ある夜、星谷は、瑞希に、2年前に、息子が自分と口論になって家を出ていって死んで、薫も遺体を引き取りに出て行ってしばらく帰ってこなかった、ある日ひょこり優介を連れて帰ってきたが、その間のことは一切語らず、それ以来、いつも魂が抜けたみたいにぼおっとしている、薫はもう生きていないのではないかと語る。しかし優介は、薫は自分とは全然違う、死んでいるのは薫の旦那だと言う。
その後のある日、瑞希は再びリョウタにお弁当を届けに滝に向かうが、滝にいたのは瑞希が16歳の時に亡くなった父(首藤康之)だった。父は瑞希が心配でたまらなかった、優介のことは忘れろと語るが、瑞希は私は大丈夫、5年前に亡くなった母にもそう伝えて、と答える。
一方、優介の身体能力の衰えは少しずつ進んでおり、メロンパンの袋を思うように開けることもできなくなってくる。良太から、薫が知らない男の人と歩いていたと聞いて探しに出た2人は、薫が夫のタカシ(赤堀雅秋)と歩いているところに出会う。優介はタカシに区切りを付けさせてあの世に行かせるため、タカシの望みを聞き出そうとすると、タカシは、俺は死にたくなかったんだ、薫にそう伝えてくれ、と語り、姿を消す。
優介の身体の衰えは更に進み、自力で満足に歩くこともできないようになってしまう。そうした中、私塾で優介は、村人に宇宙について語る。宇宙はどんどん広がっている、宇宙がまだ始まったばかりのこの時代にいられたのは幸せだと言う。その夜、別れが近いことを覚悟した優介は、瑞希に「好きだよ」と伝え、2人は愛し合う。

そして、村を出た2人は、バスで最後の地となる漁港にやってくる。家に一緒に帰ろうと泣きながら懇願する瑞希に、優介は「ちゃんと謝りたかった、でもどうやって謝ればいいのかずっと分からなかった」と語る。瑞希が「望みは叶ったの?・・・また会おうね」と言うと、優介はうなずいて姿を消す。瑞希は、持ってきていた、かつて優介の生還を願って書いた嘆願書に火を付け、帰路に就く。(ここまで)

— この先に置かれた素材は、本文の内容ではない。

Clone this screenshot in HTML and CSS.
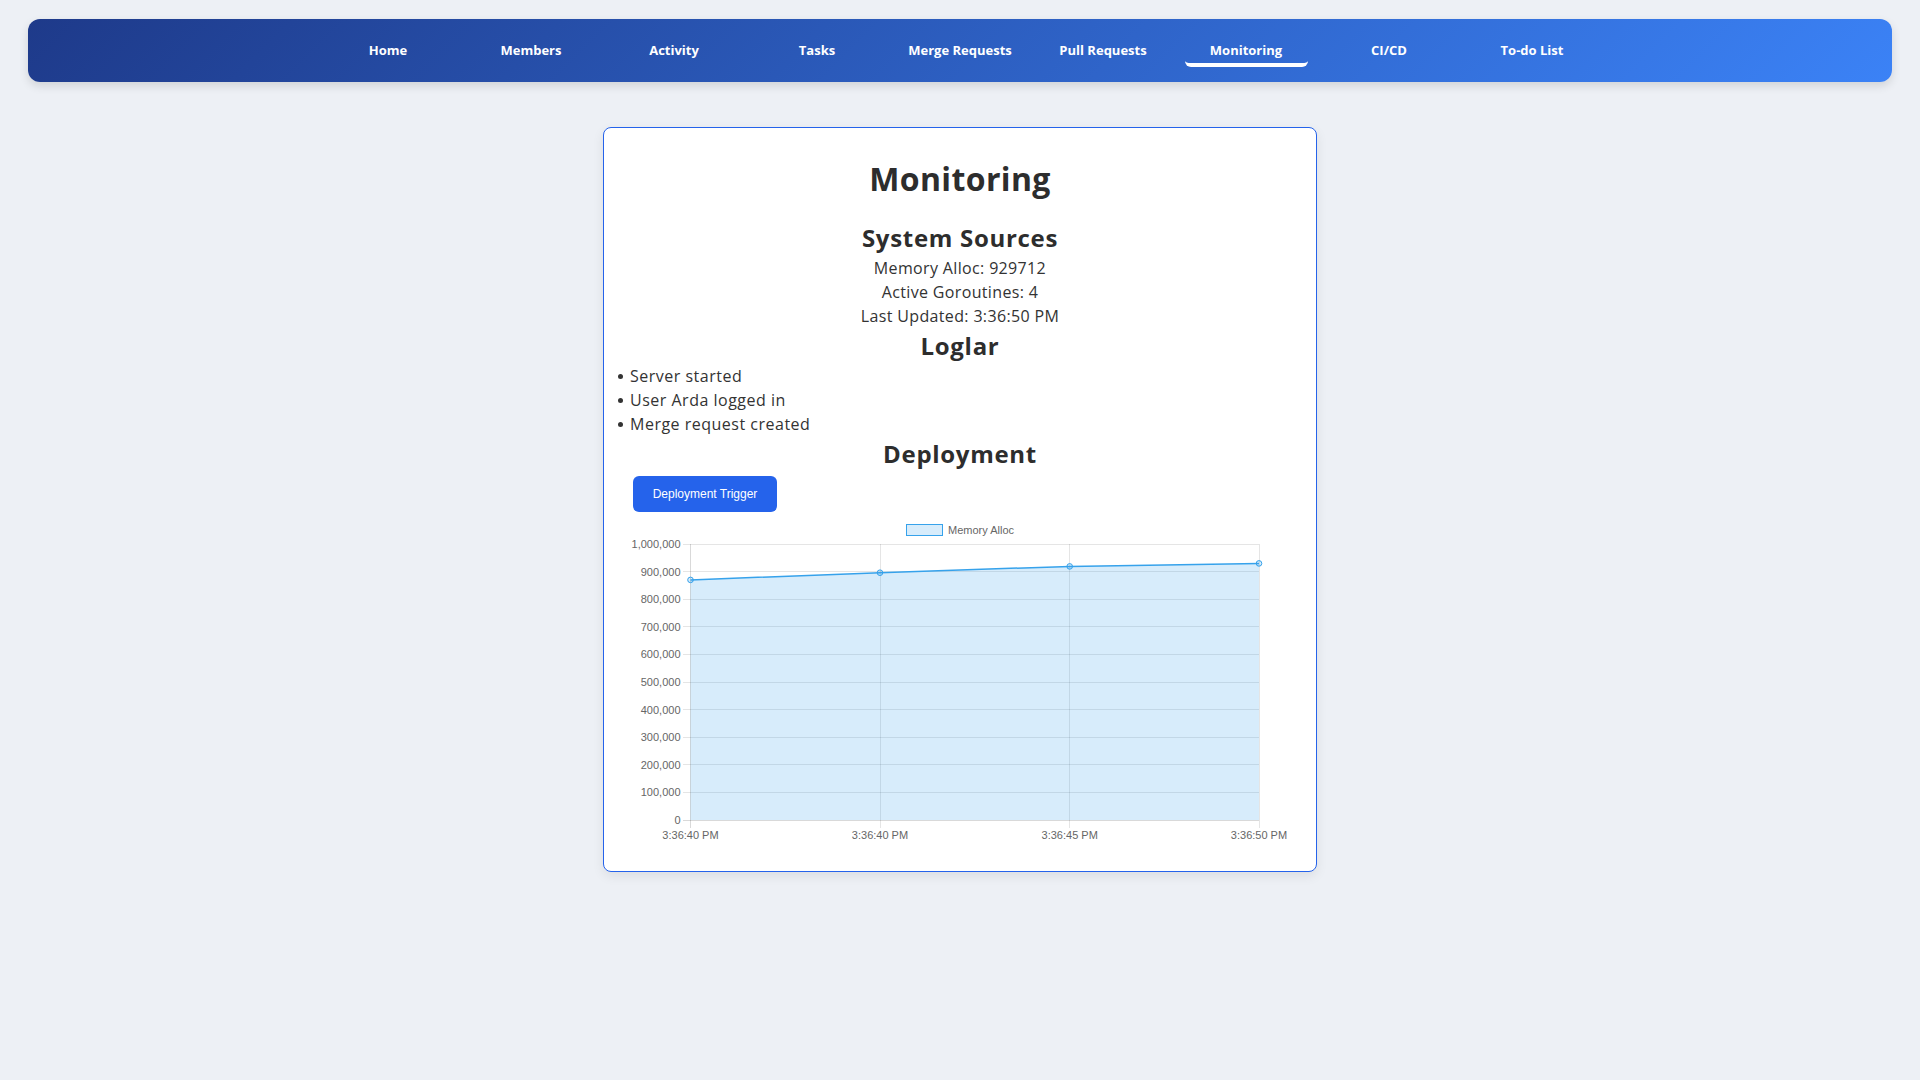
FILE: index.html
```html
<!DOCTYPE html>
<html lang="en">
<head>
<meta charset="utf-8">
<title>Monitoring</title>
<link rel="stylesheet" href="styles.css">
</head>
<body>
<nav class="navbar">
  <a class="nav-link" href="#">Home</a>
  <a class="nav-link" href="#">Members</a>
  <a class="nav-link" href="#">Activity</a>
  <a class="nav-link" href="#">Tasks</a>
  <a class="nav-link" href="#">Merge Requests</a>
  <a class="nav-link" href="#">Pull Requests</a>
  <a class="nav-link active" href="#">Monitoring</a>
  <a class="nav-link" href="#">CI/CD</a>
  <a class="nav-link" href="#">To-do List</a>
</nav>

<main class="card">
  <h1 class="title">Monitoring</h1>
  <h2 class="section-title first">System Sources</h2>
  <p class="stat">Memory Alloc: 929712</p>
  <p class="stat">Active Goroutines: 4</p>
  <p class="stat">Last Updated: 3:36:50 PM</p>
  <h2 class="section-title">Loglar</h2>
  <ul class="logs">
    <li>Server started</li>
    <li>User Arda logged in</li>
    <li>Merge request created</li>
  </ul>
  <h2 class="section-title">Deployment</h2>
  <div class="deploy">
    <button class="btn" type="button">Deployment Trigger</button>
    <div class="chart">
      <svg class="chart-svg" width="654" height="327" viewBox="0 0 654 327">
        <!-- legend -->
        <rect x="273.5" y="10.5" width="36" height="11" fill="rgba(54,162,235,0.2)" stroke="#36a2eb" stroke-width="1"/>
        <text class="legend-text" x="315" y="16">Memory Alloc</text>

        <!-- grid lines -->
        <g class="grid" shape-rendering="crispEdges">
          <line x1="50" y1="30" x2="626" y2="30"/>
          <line x1="50" y1="57.6" x2="626" y2="57.6"/>
          <line x1="50" y1="85.2" x2="626" y2="85.2"/>
          <line x1="50" y1="112.8" x2="626" y2="112.8"/>
          <line x1="50" y1="140.4" x2="626" y2="140.4"/>
          <line x1="50" y1="168" x2="626" y2="168"/>
          <line x1="50" y1="195.6" x2="626" y2="195.6"/>
          <line x1="50" y1="223.2" x2="626" y2="223.2"/>
          <line x1="50" y1="250.8" x2="626" y2="250.8"/>
          <line x1="50" y1="278.4" x2="626" y2="278.4"/>
          <line x1="50" y1="306" x2="626" y2="306" class="axis"/>
          <line x1="57.5" y1="30" x2="57.5" y2="314" class="axis"/>
          <line x1="247" y1="30" x2="247" y2="314"/>
          <line x1="436.7" y1="30" x2="436.7" y2="314"/>
          <line x1="626" y1="30" x2="626" y2="314"/>
        </g>

        <!-- y labels -->
        <g class="tick-label y-labels">
          <text x="47.5" y="30">1,000,000</text>
          <text x="47.5" y="57.6">900,000</text>
          <text x="47.5" y="85.2">800,000</text>
          <text x="47.5" y="112.8">700,000</text>
          <text x="47.5" y="140.4">600,000</text>
          <text x="47.5" y="168">500,000</text>
          <text x="47.5" y="195.6">400,000</text>
          <text x="47.5" y="223.2">300,000</text>
          <text x="47.5" y="250.8">200,000</text>
          <text x="47.5" y="278.4">100,000</text>
          <text x="47.5" y="306">0</text>
        </g>

        <!-- x labels -->
        <g class="tick-label x-labels">
          <text x="57.5" y="321">3:36:40 PM</text>
          <text x="247" y="321">3:36:40 PM</text>
          <text x="436.7" y="321">3:36:45 PM</text>
          <text x="626" y="321">3:36:50 PM</text>
        </g>

        <!-- dataset -->
        <polygon points="57.5,65.9 247,58.7 436.7,52.4 626,49.4 626,306 57.5,306" fill="rgba(54,162,235,0.2)"/>
        <polyline points="57.5,65.9 247,58.7 436.7,52.4 626,49.4" fill="none" stroke="#36a2eb" stroke-width="1.5"/>
        <g fill="rgba(54,162,235,0.2)" stroke="#36a2eb" stroke-width="1">
          <circle cx="57.5" cy="65.9" r="2.8"/>
          <circle cx="247" cy="58.7" r="2.8"/>
          <circle cx="436.7" cy="52.4" r="2.8"/>
          <circle cx="626" cy="49.4" r="2.8"/>
        </g>
      </svg>
    </div>
  </div>
</main>
</body>
</html>
```

FILE: styles.css
```css
* {
  box-sizing: border-box;
}

html, body {
  margin: 0;
  padding: 0;
}

body {
  background: #edf0f5;
  font-family: "Open Sans", "Noto Sans", sans-serif;
  color: #333;
  min-height: 1080px;
  padding-top: 19px;
}

.navbar {
  margin: 0 28px;
  height: 63px;
  border-radius: 12px;
  background: linear-gradient(135deg, #1e3a8a 0%, #3b82f6 100%);
  box-shadow: 0 4px 10px rgba(0, 0, 0, 0.12);
  display: flex;
  justify-content: center;
  align-items: center;
  gap: 20px;
}

.nav-link {
  display: block;
  width: 123px;
  padding: 5px 0 3px;
  line-height: 20px;
  text-align: center;
  color: #fff;
  text-decoration: none;
  font-size: 13px;
  font-weight: 700;
  border-bottom: 4px solid transparent;
  border-radius: 6px;
}

.nav-link.active {
  border-bottom-color: #fff;
}

.card {
  width: 714px;
  margin: 45px auto 0;
  background: #fff;
  border: 1px solid #2563eb;
  border-radius: 8px;
  padding: 10px 10px 30px;
  box-shadow: 0 4px 12px rgba(0, 0, 0, 0.08);
}

.title {
  margin: 17px 0 0;
  font-size: 32px;
  line-height: 48px;
  font-weight: 700;
  letter-spacing: 0.35px;
  text-align: center;
  color: #2d2d2d;
}

.section-title {
  margin: 0;
  font-size: 24px;
  line-height: 36px;
  font-weight: 700;
  letter-spacing: 0.7px;
  text-align: center;
  color: #2d2d2d;
}

.section-title.first {
  margin-top: 17px;
}

.stat {
  margin: 0;
  font-size: 16px;
  line-height: 24px;
  letter-spacing: 0.35px;
  text-align: center;
}

.logs {
  list-style: none;
  margin: 0;
  padding: 0 0 0 4px;
}

.logs li {
  position: relative;
  font-size: 16px;
  line-height: 24px;
  letter-spacing: 0.5px;
  padding-left: 12px;
}

.logs li::before {
  content: "";
  position: absolute;
  left: 0;
  top: 10px;
  width: 5px;
  height: 5px;
  border-radius: 50%;
  background: #333;
}

.deploy {
  padding: 0 19px;
}

.btn {
  display: block;
  margin-top: 4px;
  width: 144px;
  height: 36px;
  border: none;
  border-radius: 6px;
  background: #2563eb;
  color: #fff;
  font-family: "Liberation Sans", Arial, sans-serif;
  font-size: 12px;
  padding: 0;
  cursor: pointer;
}

.chart {
  margin-top: 2px;
  width: 654px;
  height: 327px;
}

.chart-svg {
  display: block;
  overflow: visible;
}

.grid line {
  stroke: rgba(0, 0, 0, 0.1);
  stroke-width: 1;
}

.grid line.axis {
  stroke: rgba(0, 0, 0, 0.15);
}

.tick-label text,
.legend-text {
  font-family: "Liberation Sans", Arial, sans-serif;
  font-size: 11px;
  fill: #666;
  dominant-baseline: central;
}

.y-labels text {
  text-anchor: end;
}

.x-labels text {
  text-anchor: middle;
}
```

生の世界と死の世界の境界が曖昧な独特の死生観で描かれた作品。生者である瑞希が、死者である優介とともに旅をし、生の世界に執着が残っている死者の執着を解き、最後は優介も送り出す。

黒沢清監督というと、私の中では、最初に有名になった当時のサスペンスやホラーというイメージだったのですが、かなりジャンルの違う作品。しかし、生者と死者が邂逅するという設定、必ずしも写実的ではない照明の使い方、ちょっとした場面転換の描き方など、そうした雰囲気を感じさせるところも少なからずありました。

表面的なあらすじは先に書いたとおりですが、それ自体が本質的に重要ということではないように思います。行間に語らせる的な描写で、メタファーに満ちているのですが、それを適切に理解できたように思えません。平易な作品ではないことは確かで、登場人物のセリフやモノローグで十分に説明されることはなく、これはどういう意図、意味…なのだろうと思いを巡らせながら観ることになりますが、そのぶん後に残る余韻が大きい、そんな映画でした。